§ EXERCISE AIM:
Search the data for the word "that" and copy every line where it occurs.

§ DATA SUPPLIED:

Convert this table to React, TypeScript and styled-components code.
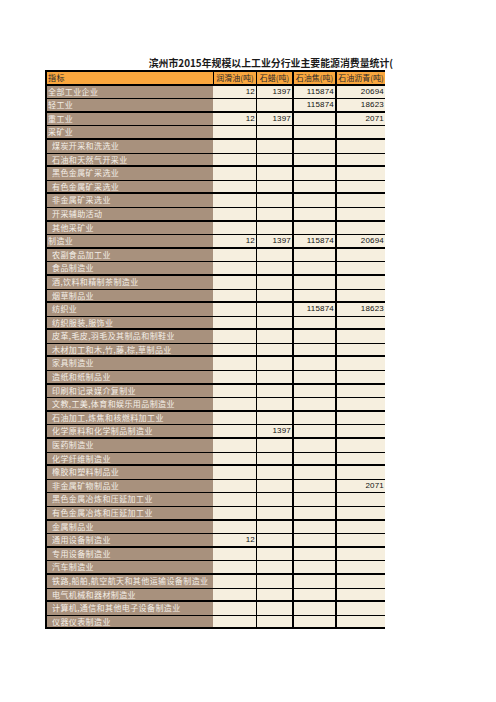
import React from 'react';
import styled, { createGlobalStyle } from 'styled-components';

const Global = createGlobalStyle`
  html, body { margin: 0; padding: 0; background: #ffffff; }
  body { font-family: "Noto Sans CJK SC", "Liberation Sans", sans-serif; }
`;

const Page = styled.div`
  padding: 57px 0 0 45px;
  width: 340px;
`;

const Title = styled.div`
  height: 13px;
  margin-right: -8px;
  text-align: right;
  font-size: 9.9px;
  line-height: 13px;
  font-weight: 700;
  color: #1a1a1a;
  white-space: nowrap;
`;

const Sheet = styled.div`
  border-top: 2px solid #000;
  border-left: 2px solid #000;
  border-right: 2px solid #000;
`;

const Row = styled.div<{ $thick: boolean }>`
  display: grid;
  grid-template-columns: 166px 43px 36px 43px 50px;
  height: 13.6px;
  box-sizing: border-box;
  border-bottom: ${p => (p.$thick ? 2 : 1)}px solid #000;
  margin-right: -2px;
`;

const Label = styled.div<{ $indent: boolean; $head?: boolean }>`
  background: ${p => (p.$head ? '#faa73e' : '#a8917d')};
  color: ${p => (p.$head ? '#2a2a2a' : '#f4efe8')};
  font-size: 8px;
  line-height: 12px;
  letter-spacing: 0.4px;
  padding-left: ${p => (p.$indent ? 5 : 1)}px;
  white-space: nowrap;
  overflow: hidden;
`;

const Cell = styled.div<{ $line: number; $head?: boolean }>`
  box-sizing: border-box;
  background: ${p => (p.$head ? '#faa73e' : '#f6efdf')};
  border-left: ${p => p.$line}px solid #000;
  font-family: ${p => (p.$head ? '"Noto Sans CJK SC", sans-serif' : '"Liberation Sans", Arial, sans-serif')};
  font-size: 8px;
  line-height: 12px;
  color: ${p => (p.$head ? '#2a2a2a' : '#111')};
  text-align: ${p => (p.$head ? 'center' : 'right')};
  padding-right: ${p => (p.$head ? 0 : 1)}px;
  letter-spacing: ${p => (p.$head ? 0 : 0.2)}px;
  white-space: nowrap;
  overflow: visible;
`;

type R = { name: string; indent?: boolean; v?: (string | null)[] };

const rows: R[] = [
  { name: '全部工业企业', v: ['12', '1397', '115874', '20694'] },
  { name: '轻工业', v: [null, null, '115874', '18623'] },
  { name: '重工业', v: ['12', '1397', null, '2071'] },
  { name: '采矿业' },
  { name: '煤炭开采和洗选业', indent: true },
  { name: '石油和天然气开采业', indent: true },
  { name: '黑色金属矿采选业', indent: true },
  { name: '有色金属矿采选业', indent: true },
  { name: '非金属矿采选业', indent: true },
  { name: '开采辅助活动', indent: true },
  { name: '其他采矿业', indent: true },
  { name: '制造业', v: ['12', '1397', '115874', '20694'] },
  { name: '农副食品加工业', indent: true },
  { name: '食品制造业', indent: true },
  { name: '酒,饮料和精制茶制造业', indent: true },
  { name: '烟草制品业', indent: true },
  { name: '纺织业', indent: true, v: [null, null, '115874', '18623'] },
  { name: '纺织服装,服饰业', indent: true },
  { name: '皮革,毛皮,羽毛及其制品和制鞋业', indent: true },
  { name: '木材加工和木,竹,藤,棕,草制品业', indent: true },
  { name: '家具制造业', indent: true },
  { name: '造纸和纸制品业', indent: true },
  { name: '印刷和记录媒介复制业', indent: true },
  { name: '文教,工美,体育和娱乐用品制造业', indent: true },
  { name: '石油加工,炼焦和核燃料加工业', indent: true },
  { name: '化学原料和化学制品制造业', indent: true, v: [null, '1397', null, null] },
  { name: '医药制造业', indent: true },
  { name: '化学纤维制造业', indent: true },
  { name: '橡胶和塑料制品业', indent: true },
  { name: '非金属矿物制品业', indent: true, v: [null, null, null, '2071'] },
  { name: '黑色金属冶炼和压延加工业', indent: true },
  { name: '有色金属冶炼和压延加工业', indent: true },
  { name: '金属制品业', indent: true },
  { name: '通用设备制造业', indent: true, v: ['12', null, null, null] },
  { name: '专用设备制造业', indent: true },
  { name: '汽车制造业', indent: true },
  { name: '铁路,船舶,航空航天和其他运输设备制造业', indent: true },
  { name: '电气机械和器材制造业', indent: true },
  { name: '计算机,通信和其他电子设备制造业', indent: true },
  { name: '仪器仪表制造业', indent: true },
];

const heads = ['润滑油(吨)', '石蜡(吨)', '石油焦(吨)', '石油沥青(吨)'];
const lines = [0, 1, 2, 2];

export default function App() {
  return (
    <>
      <Global />
      <Page>
        <Title>滨州市2015年规模以上工业分行业主要能源消费量统计(</Title>
        <Sheet>
          <Row $thick={true}>
            <Label $indent={false} $head>指标</Label>
            {heads.map((h, i) => (
              <Cell key={h} $line={i === 0 ? 1 : lines[i]} $head>{h}</Cell>
            ))}
          </Row>
          {rows.map((r, ri) => (
            <Row key={r.name} $thick={ri % 2 === 1}>
              <Label $indent={!!r.indent}>{r.name}</Label>
              {[0, 1, 2, 3].map(i => (
                <Cell key={i} $line={lines[i]}>{r.v && r.v[i] ? r.v[i] : ''}</Cell>
              ))}
            </Row>
          ))}
        </Sheet>
      </Page>
    </>
  );
}
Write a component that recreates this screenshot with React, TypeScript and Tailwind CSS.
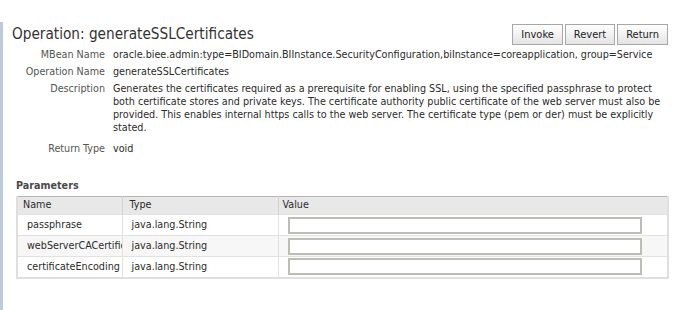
const details = [
  { label: "MBean Name", lines: ["oracle.biee.admin:type=BIDomain.BIInstance.SecurityConfiguration,biInstance=coreapplication, group=Service"] },
  { label: "Operation Name", lines: ["generateSSLCertificates"] },
  {
    label: "Description",
    lines: [
      "Generates the certificates required as a prerequisite for enabling SSL, using the specified passphrase to protect",
      "both certificate stores and private keys. The certificate authority public certificate of the web server must also be",
      "provided. This enables internal https calls to the web server. The certificate type (pem or der) must be explicitly",
      "stated.",
    ],
  },
  { label: "Return Type", lines: ["void"] },
];

const params = [
  { name: "passphrase", type: "java.lang.String" },
  { name: "webServerCACertificatePath", type: "java.lang.String" },
  { name: "certificateEncoding", type: "java.lang.String" },
];

const buttonClass =
  "h-[21px] px-[8px] border border-[#a7a7a7] bg-gradient-to-b from-white to-[#e4e4e4] text-[11px] leading-none text-[#222]";

export default function App() {
  return (
    <div className="w-[692px] h-[310px] bg-white overflow-hidden font-['DejaVu_Sans_Condensed','DejaVu_Sans',sans-serif] text-[10.7px] text-[#2b2b2b]">
      <div className="mt-[22px] h-[288px] border-l-[3px] border-[#bccbdb] pl-[9px] pr-[24px]">
        <div className="flex items-start justify-between">
          <h1 className="mt-[4px] text-[15.2px] leading-[17px] text-[#333]">Operation: generateSSLCertificates</h1>
          <div className="mt-[2px] flex gap-[2px]">
            <button className={buttonClass}>Invoke</button>
            <button className={buttonClass}>Revert</button>
            <button className={buttonClass}>Return</button>
          </div>
        </div>

        <div className="mt-[3px] flex flex-col gap-[4px]">
          {details.map((d) => (
            <div key={d.label} className={`flex gap-[8px] leading-[13px] ${d.label === "Description" ? "mb-[4px]" : ""}`}>
              <div className="w-[93px] shrink-0 text-right text-[#555]">{d.label}</div>
              <div className="whitespace-nowrap">
                {d.lines.map((l) => (
                  <div key={l}>{l}</div>
                ))}
              </div>
            </div>
          ))}
        </div>

        <div className="pl-[4px] mt-[24px]">
          <div className="font-bold text-[#4a4a4a] leading-[13px]">Parameters</div>
          <table className="mt-[4px] w-[653px] table-fixed border-collapse border-t border-t-[#b4b4ba] border-x-2 border-b-2 border-x-[#dfdfdf] border-b-[#dfdfdf]">
            <colgroup>
              <col className="w-[105px]" />
              <col className="w-[156px]" />
              <col />
            </colgroup>
            <thead>
              <tr className="h-[18px] bg-[#e8e8e8]">
                <th className="border-r border-[#d4d4d4] pl-[5px] text-left font-normal">Name</th>
                <th className="border-r border-[#d4d4d4] pl-[7px] text-left font-normal">Type</th>
                <th className="pl-[4px] text-left font-normal">Value</th>
              </tr>
            </thead>
            <tbody>
              {params.map((p, i) => (
                <tr key={p.name} className={`h-[21px] border-t border-[#e2e2e2] ${i === 1 ? "bg-[#f7f7f7]" : "bg-white"}`}>
                  <td className="border-r border-[#e2e2e2] pl-[9px]">
                    <div className="overflow-hidden whitespace-nowrap">{p.name}</div>
                  </td>
                  <td className="border-r border-[#e2e2e2] pl-[9px] whitespace-nowrap">{p.type}</td>
                  <td className="pl-[9px]">
                    <div className="w-[354px] h-[17px] border-2 border-[#bdbdb5] bg-white" />
                  </td>
                </tr>
              ))}
            </tbody>
          </table>
        </div>
      </div>
    </div>
  );
}
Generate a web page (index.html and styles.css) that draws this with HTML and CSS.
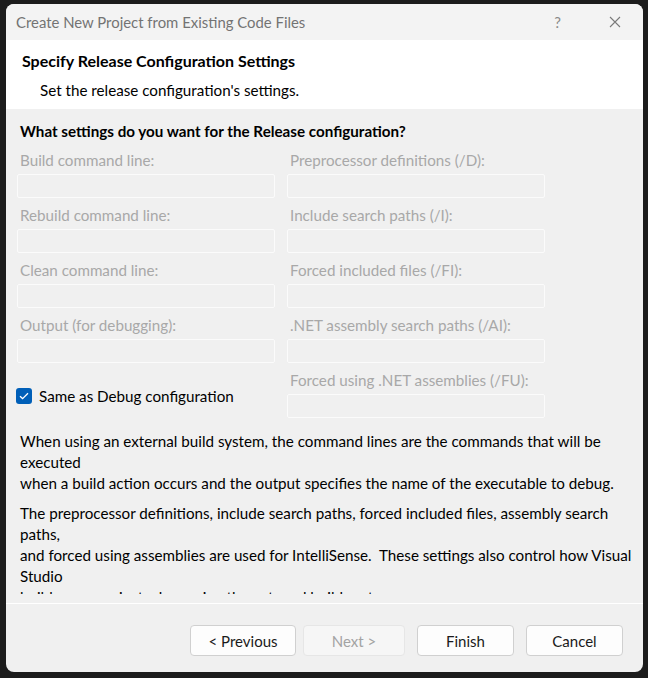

§ SOLUTION:
Write a component that recreates this screenshot with React, TypeScript and Tailwind CSS.
Generate a web page (index.html and styles.css) that draws this with HTML and CSS.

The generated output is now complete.